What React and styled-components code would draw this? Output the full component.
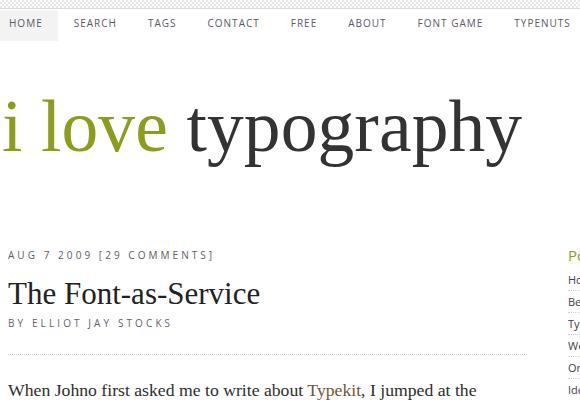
import React from "react";
import styled, { createGlobalStyle } from "styled-components";

const Global = createGlobalStyle`
  html, body { margin: 0; padding: 0; background: #fff; overflow: hidden; }
  body { font-family: "Open Sans", "DejaVu Sans", sans-serif; }
`;

const Page = styled.div`
  width: 580px;
  height: 400px;
  overflow: hidden;
`;

const Strip = styled.div`
  height: 8px;
  background-color: #fff;
  background-image: repeating-conic-gradient(#e6e6e6 0 25%, #fff 0 50%);
  background-size: 4px 4px;
  border-bottom: 1px solid #dadada;
`;

const Nav = styled.nav`
  display: flex;
  margin-top: 1px;
  height: 31px;
  white-space: nowrap;
`;

const NavItem = styled.a`
  display: block;
  padding: 6px 15px 0 16px;
  height: 31px;
  box-sizing: border-box;
  font-size: 10px;
  line-height: 14px;
  letter-spacing: 1px;
  text-transform: uppercase;
  color: #5c5868;
  text-decoration: none;
  background: ${(p) => (p.$active ? "#f3f3f3" : "transparent")};
  &:first-child { padding-left: 9px; }
`;

const Logo = styled.h1`
  margin: 49px 0 0;
  padding-left: 2px;
  font-family: "Liberation Serif", "Times New Roman", serif;
  font-weight: normal;
  font-size: 73.5px;
  line-height: 73.5px;
  letter-spacing: 0.1px;
  color: #333;
  white-space: nowrap;
`;

const Green = styled.span`
  color: #8e9c1e;
`;

const Content = styled.div`
  display: grid;
  grid-template-columns: 519px 1fr;
  column-gap: 41px;
  padding-left: 8px;
  margin-top: 84px;
`;

const Main = styled.main``;

const Meta = styled.div`
  font-size: 10px;
  line-height: 14px;
  letter-spacing: 3.05px;
  text-transform: uppercase;
  color: #5e5a66;
  white-space: nowrap;
`;

const Title = styled.h2`
  margin: 13px 0 0;
  font-family: "Liberation Serif", "Times New Roman", serif;
  font-weight: normal;
  font-size: 31px;
  line-height: 37px;
  color: #222;
  white-space: nowrap;
`;

const Byline = styled(Meta)`
  margin-top: 4px;
  letter-spacing: 3.1px;
  color: #66606e;
`;

const Rule = styled.hr`
  margin: 24px 0 0;
  border: 0;
  border-top: 1px dotted #cfcfcf;
  height: 0;
`;

const Body = styled.p`
  margin: 21px 0 0;
  font-family: "Liberation Serif", "Times New Roman", serif;
  font-size: 17.7px;
  line-height: 28px;
  color: #2e2e2e;
  white-space: nowrap;
`;

const Link = styled.a`
  color: #6e5638;
  text-decoration: none;
  border-bottom: 1px dotted #777;
`;

const Sidebar = styled.aside`
  white-space: nowrap;
  overflow: hidden;
`;

const SideHeading = styled.h3`
  margin: 0 0 7px;
  font-weight: normal;
  font-size: 15px;
  line-height: 14px;
  color: #8e9c1e;
`;

const SideList = styled.ul`
  list-style: none;
  margin: 0;
  padding: 0;
`;

const SideItem = styled.li`
  padding: 5px 0;
  font-size: 11px;
  line-height: 11px;
  color: #423c4c;
  border-bottom: 1px dotted #d0d0d0;
`;

const navItems = ["Home", "Search", "Tags", "Contact", "Free", "About", "Font Game", "Typenuts"];
const sideItems = ["Home", "Best of ILT", "Typography Books", "Web Typography", "On Typefaces", "Ideas"];

export default function App() {
  return (
    <Page>
      <Global />
      <Strip />
      <Nav>
        {navItems.map((n, i) => (
          <NavItem key={n} $active={i === 0}>{n}</NavItem>
        ))}
      </Nav>
      <Logo>
        <Green>i love</Green> typography
      </Logo>
      <Content>
        <Main>
          <Meta>Aug 7 2009 [29 Comments]</Meta>
          <Title>The Font-as-Service</Title>
          <Byline>By Elliot Jay Stocks</Byline>
          <Rule />
          <Body>
            When Johno first asked me to write about <Link>Typekit</Link>, I jumped at the
          </Body>
        </Main>
        <Sidebar>
          <SideHeading>Popular</SideHeading>
          <SideList>
            {sideItems.map((s) => (
              <SideItem key={s}>{s}</SideItem>
            ))}
          </SideList>
        </Sidebar>
      </Content>
    </Page>
  );
}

● **Exercise details**
Without including any pictures, reproduce the listing exactly.

● **Solution for this problem**
What React and styled-components code would draw this? Output the full component.
import React from "react";
import styled, { createGlobalStyle } from "styled-components";

const Global = createGlobalStyle`
  html, body { margin: 0; padding: 0; background: #fff; overflow: hidden; }
  body { font-family: "Open Sans", "DejaVu Sans", sans-serif; }
`;

const Page = styled.div`
  width: 580px;
  height: 400px;
  overflow: hidden;
`;

const Strip = styled.div`
  height: 8px;
  background-color: #fff;
  background-image: repeating-conic-gradient(#e6e6e6 0 25%, #fff 0 50%);
  background-size: 4px 4px;
  border-bottom: 1px solid #dadada;
`;

const Nav = styled.nav`
  display: flex;
  margin-top: 1px;
  height: 31px;
  white-space: nowrap;
`;

const NavItem = styled.a`
  display: block;
  padding: 6px 15px 0 16px;
  height: 31px;
  box-sizing: border-box;
  font-size: 10px;
  line-height: 14px;
  letter-spacing: 1px;
  text-transform: uppercase;
  color: #5c5868;
  text-decoration: none;
  background: ${(p) => (p.$active ? "#f3f3f3" : "transparent")};
  &:first-child { padding-left: 9px; }
`;

const Logo = styled.h1`
  margin: 49px 0 0;
  padding-left: 2px;
  font-family: "Liberation Serif", "Times New Roman", serif;
  font-weight: normal;
  font-size: 73.5px;
  line-height: 73.5px;
  letter-spacing: 0.1px;
  color: #333;
  white-space: nowrap;
`;

const Green = styled.span`
  color: #8e9c1e;
`;

const Content = styled.div`
  display: grid;
  grid-template-columns: 519px 1fr;
  column-gap: 41px;
  padding-left: 8px;
  margin-top: 84px;
`;

const Main = styled.main``;

const Meta = styled.div`
  font-size: 10px;
  line-height: 14px;
  letter-spacing: 3.05px;
  text-transform: uppercase;
  color: #5e5a66;
  white-space: nowrap;
`;

const Title = styled.h2`
  margin: 13px 0 0;
  font-family: "Liberation Serif", "Times New Roman", serif;
  font-weight: normal;
  font-size: 31px;
  line-height: 37px;
  color: #222;
  white-space: nowrap;
`;

const Byline = styled(Meta)`
  margin-top: 4px;
  letter-spacing: 3.1px;
  color: #66606e;
`;

const Rule = styled.hr`
  margin: 24px 0 0;
  border: 0;
  border-top: 1px dotted #cfcfcf;
  height: 0;
`;

const Body = styled.p`
  margin: 21px 0 0;
  font-family: "Liberation Serif", "Times New Roman", serif;
  font-size: 17.7px;
  line-height: 28px;
  color: #2e2e2e;
  white-space: nowrap;
`;

const Link = styled.a`
  color: #6e5638;
  text-decoration: none;
  border-bottom: 1px dotted #777;
`;

const Sidebar = styled.aside`
  white-space: nowrap;
  overflow: hidden;
`;

const SideHeading = styled.h3`
  margin: 0 0 7px;
  font-weight: normal;
  font-size: 15px;
  line-height: 14px;
  color: #8e9c1e;
`;

const SideList = styled.ul`
  list-style: none;
  margin: 0;
  padding: 0;
`;

const SideItem = styled.li`
  padding: 5px 0;
  font-size: 11px;
  line-height: 11px;
  color: #423c4c;
  border-bottom: 1px dotted #d0d0d0;
`;

const navItems = ["Home", "Search", "Tags", "Contact", "Free", "About", "Font Game", "Typenuts"];
const sideItems = ["Home", "Best of ILT", "Typography Books", "Web Typography", "On Typefaces", "Ideas"];

export default function App() {
  return (
    <Page>
      <Global />
      <Strip />
      <Nav>
        {navItems.map((n, i) => (
          <NavItem key={n} $active={i === 0}>{n}</NavItem>
        ))}
      </Nav>
      <Logo>
        <Green>i love</Green> typography
      </Logo>
      <Content>
        <Main>
          <Meta>Aug 7 2009 [29 Comments]</Meta>
          <Title>The Font-as-Service</Title>
          <Byline>By Elliot Jay Stocks</Byline>
          <Rule />
          <Body>
            When Johno first asked me to write about <Link>Typekit</Link>, I jumped at the
          </Body>
        </Main>
        <Sidebar>
          <SideHeading>Popular</SideHeading>
          <SideList>
            {sideItems.map((s) => (
              <SideItem key={s}>{s}</SideItem>
            ))}
          </SideList>
        </Sidebar>
      </Content>
    </Page>
  );
}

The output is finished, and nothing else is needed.